# Source material
# # # # # # #
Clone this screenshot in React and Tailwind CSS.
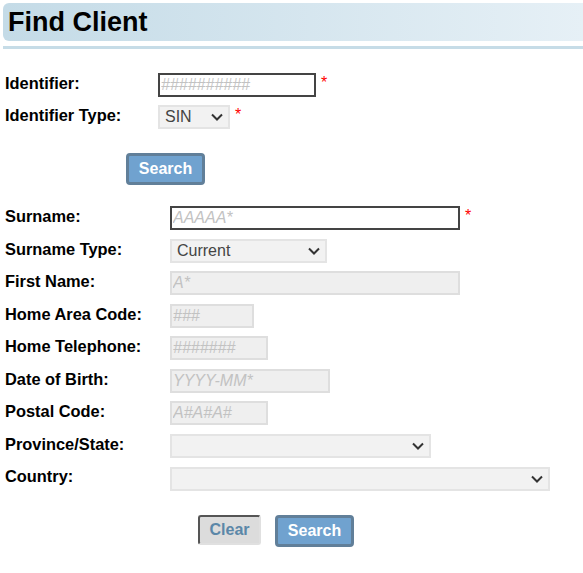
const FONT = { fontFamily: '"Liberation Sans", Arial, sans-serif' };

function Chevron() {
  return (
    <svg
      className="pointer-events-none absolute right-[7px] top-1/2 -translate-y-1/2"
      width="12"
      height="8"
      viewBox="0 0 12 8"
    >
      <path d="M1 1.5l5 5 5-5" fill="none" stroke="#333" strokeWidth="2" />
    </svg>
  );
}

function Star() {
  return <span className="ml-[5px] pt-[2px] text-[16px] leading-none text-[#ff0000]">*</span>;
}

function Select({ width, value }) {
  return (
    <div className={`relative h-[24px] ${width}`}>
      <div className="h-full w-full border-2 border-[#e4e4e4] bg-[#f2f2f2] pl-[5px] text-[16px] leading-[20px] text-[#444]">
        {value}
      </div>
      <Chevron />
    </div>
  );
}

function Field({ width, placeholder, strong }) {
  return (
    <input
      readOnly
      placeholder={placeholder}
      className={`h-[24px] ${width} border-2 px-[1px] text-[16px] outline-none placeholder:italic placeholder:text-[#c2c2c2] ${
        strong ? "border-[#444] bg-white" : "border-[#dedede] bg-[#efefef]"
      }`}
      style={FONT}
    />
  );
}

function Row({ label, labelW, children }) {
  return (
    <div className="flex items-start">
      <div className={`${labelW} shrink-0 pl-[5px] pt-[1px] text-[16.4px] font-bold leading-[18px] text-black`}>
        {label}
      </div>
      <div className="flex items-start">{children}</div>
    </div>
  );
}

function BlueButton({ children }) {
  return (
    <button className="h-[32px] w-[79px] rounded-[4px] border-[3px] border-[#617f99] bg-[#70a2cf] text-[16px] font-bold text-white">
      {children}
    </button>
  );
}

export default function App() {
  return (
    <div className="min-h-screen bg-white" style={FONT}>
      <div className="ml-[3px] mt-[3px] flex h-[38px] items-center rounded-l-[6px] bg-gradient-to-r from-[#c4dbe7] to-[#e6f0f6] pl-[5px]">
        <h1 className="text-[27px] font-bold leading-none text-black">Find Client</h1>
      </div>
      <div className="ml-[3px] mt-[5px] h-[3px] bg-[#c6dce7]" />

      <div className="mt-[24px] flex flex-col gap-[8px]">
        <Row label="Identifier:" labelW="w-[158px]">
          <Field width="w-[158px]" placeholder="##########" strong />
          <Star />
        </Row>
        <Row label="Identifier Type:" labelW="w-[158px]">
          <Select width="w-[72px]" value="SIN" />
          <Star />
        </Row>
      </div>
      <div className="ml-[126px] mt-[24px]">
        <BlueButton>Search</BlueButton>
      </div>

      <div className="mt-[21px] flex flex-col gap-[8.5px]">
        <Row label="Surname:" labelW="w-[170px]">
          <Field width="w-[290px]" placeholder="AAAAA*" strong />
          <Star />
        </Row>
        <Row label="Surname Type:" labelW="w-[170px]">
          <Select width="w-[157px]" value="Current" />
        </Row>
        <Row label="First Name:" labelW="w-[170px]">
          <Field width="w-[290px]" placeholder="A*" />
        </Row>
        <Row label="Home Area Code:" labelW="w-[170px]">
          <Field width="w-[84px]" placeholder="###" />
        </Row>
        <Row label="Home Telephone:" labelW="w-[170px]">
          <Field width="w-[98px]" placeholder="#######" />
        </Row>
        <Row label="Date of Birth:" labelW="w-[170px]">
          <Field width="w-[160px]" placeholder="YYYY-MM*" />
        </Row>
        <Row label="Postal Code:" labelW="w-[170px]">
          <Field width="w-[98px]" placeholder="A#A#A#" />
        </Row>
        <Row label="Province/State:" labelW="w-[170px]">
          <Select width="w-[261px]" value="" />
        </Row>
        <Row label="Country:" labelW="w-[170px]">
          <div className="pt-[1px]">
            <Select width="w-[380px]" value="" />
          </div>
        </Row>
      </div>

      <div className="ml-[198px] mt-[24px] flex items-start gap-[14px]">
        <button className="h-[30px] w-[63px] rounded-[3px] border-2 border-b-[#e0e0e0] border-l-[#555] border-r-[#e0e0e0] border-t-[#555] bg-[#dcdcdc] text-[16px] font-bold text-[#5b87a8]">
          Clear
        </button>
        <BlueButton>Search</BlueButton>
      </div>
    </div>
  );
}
# # # # # # #
# Exercise brief
Restate the entire listing word for word, excluding pictures.

# Task result
Clone this screenshot in React and Tailwind CSS.
const FONT = { fontFamily: '"Liberation Sans", Arial, sans-serif' };

function Chevron() {
  return (
    <svg
      className="pointer-events-none absolute right-[7px] top-1/2 -translate-y-1/2"
      width="12"
      height="8"
      viewBox="0 0 12 8"
    >
      <path d="M1 1.5l5 5 5-5" fill="none" stroke="#333" strokeWidth="2" />
    </svg>
  );
}

function Star() {
  return <span className="ml-[5px] pt-[2px] text-[16px] leading-none text-[#ff0000]">*</span>;
}

function Select({ width, value }) {
  return (
    <div className={`relative h-[24px] ${width}`}>
      <div className="h-full w-full border-2 border-[#e4e4e4] bg-[#f2f2f2] pl-[5px] text-[16px] leading-[20px] text-[#444]">
        {value}
      </div>
      <Chevron />
    </div>
  );
}

function Field({ width, placeholder, strong }) {
  return (
    <input
      readOnly
      placeholder={placeholder}
      className={`h-[24px] ${width} border-2 px-[1px] text-[16px] outline-none placeholder:italic placeholder:text-[#c2c2c2] ${
        strong ? "border-[#444] bg-white" : "border-[#dedede] bg-[#efefef]"
      }`}
      style={FONT}
    />
  );
}

function Row({ label, labelW, children }) {
  return (
    <div className="flex items-start">
      <div className={`${labelW} shrink-0 pl-[5px] pt-[1px] text-[16.4px] font-bold leading-[18px] text-black`}>
        {label}
      </div>
      <div className="flex items-start">{children}</div>
    </div>
  );
}

function BlueButton({ children }) {
  return (
    <button className="h-[32px] w-[79px] rounded-[4px] border-[3px] border-[#617f99] bg-[#70a2cf] text-[16px] font-bold text-white">
      {children}
    </button>
  );
}

export default function App() {
  return (
    <div className="min-h-screen bg-white" style={FONT}>
      <div className="ml-[3px] mt-[3px] flex h-[38px] items-center rounded-l-[6px] bg-gradient-to-r from-[#c4dbe7] to-[#e6f0f6] pl-[5px]">
        <h1 className="text-[27px] font-bold leading-none text-black">Find Client</h1>
      </div>
      <div className="ml-[3px] mt-[5px] h-[3px] bg-[#c6dce7]" />

      <div className="mt-[24px] flex flex-col gap-[8px]">
        <Row label="Identifier:" labelW="w-[158px]">
          <Field width="w-[158px]" placeholder="##########" strong />
          <Star />
        </Row>
        <Row label="Identifier Type:" labelW="w-[158px]">
          <Select width="w-[72px]" value="SIN" />
          <Star />
        </Row>
      </div>
      <div className="ml-[126px] mt-[24px]">
        <BlueButton>Search</BlueButton>
      </div>

      <div className="mt-[21px] flex flex-col gap-[8.5px]">
        <Row label="Surname:" labelW="w-[170px]">
          <Field width="w-[290px]" placeholder="AAAAA*" strong />
          <Star />
        </Row>
        <Row label="Surname Type:" labelW="w-[170px]">
          <Select width="w-[157px]" value="Current" />
        </Row>
        <Row label="First Name:" labelW="w-[170px]">
          <Field width="w-[290px]" placeholder="A*" />
        </Row>
        <Row label="Home Area Code:" labelW="w-[170px]">
          <Field width="w-[84px]" placeholder="###" />
        </Row>
        <Row label="Home Telephone:" labelW="w-[170px]">
          <Field width="w-[98px]" placeholder="#######" />
        </Row>
        <Row label="Date of Birth:" labelW="w-[170px]">
          <Field width="w-[160px]" placeholder="YYYY-MM*" />
        </Row>
        <Row label="Postal Code:" labelW="w-[170px]">
          <Field width="w-[98px]" placeholder="A#A#A#" />
        </Row>
        <Row label="Province/State:" labelW="w-[170px]">
          <Select width="w-[261px]" value="" />
        </Row>
        <Row label="Country:" labelW="w-[170px]">
          <div className="pt-[1px]">
            <Select width="w-[380px]" value="" />
          </div>
        </Row>
      </div>

      <div className="ml-[198px] mt-[24px] flex items-start gap-[14px]">
        <button className="h-[30px] w-[63px] rounded-[3px] border-2 border-b-[#e0e0e0] border-l-[#555] border-r-[#e0e0e0] border-t-[#555] bg-[#dcdcdc] text-[16px] font-bold text-[#5b87a8]">
          Clear
        </button>
        <BlueButton>Search</BlueButton>
      </div>
    </div>
  );
}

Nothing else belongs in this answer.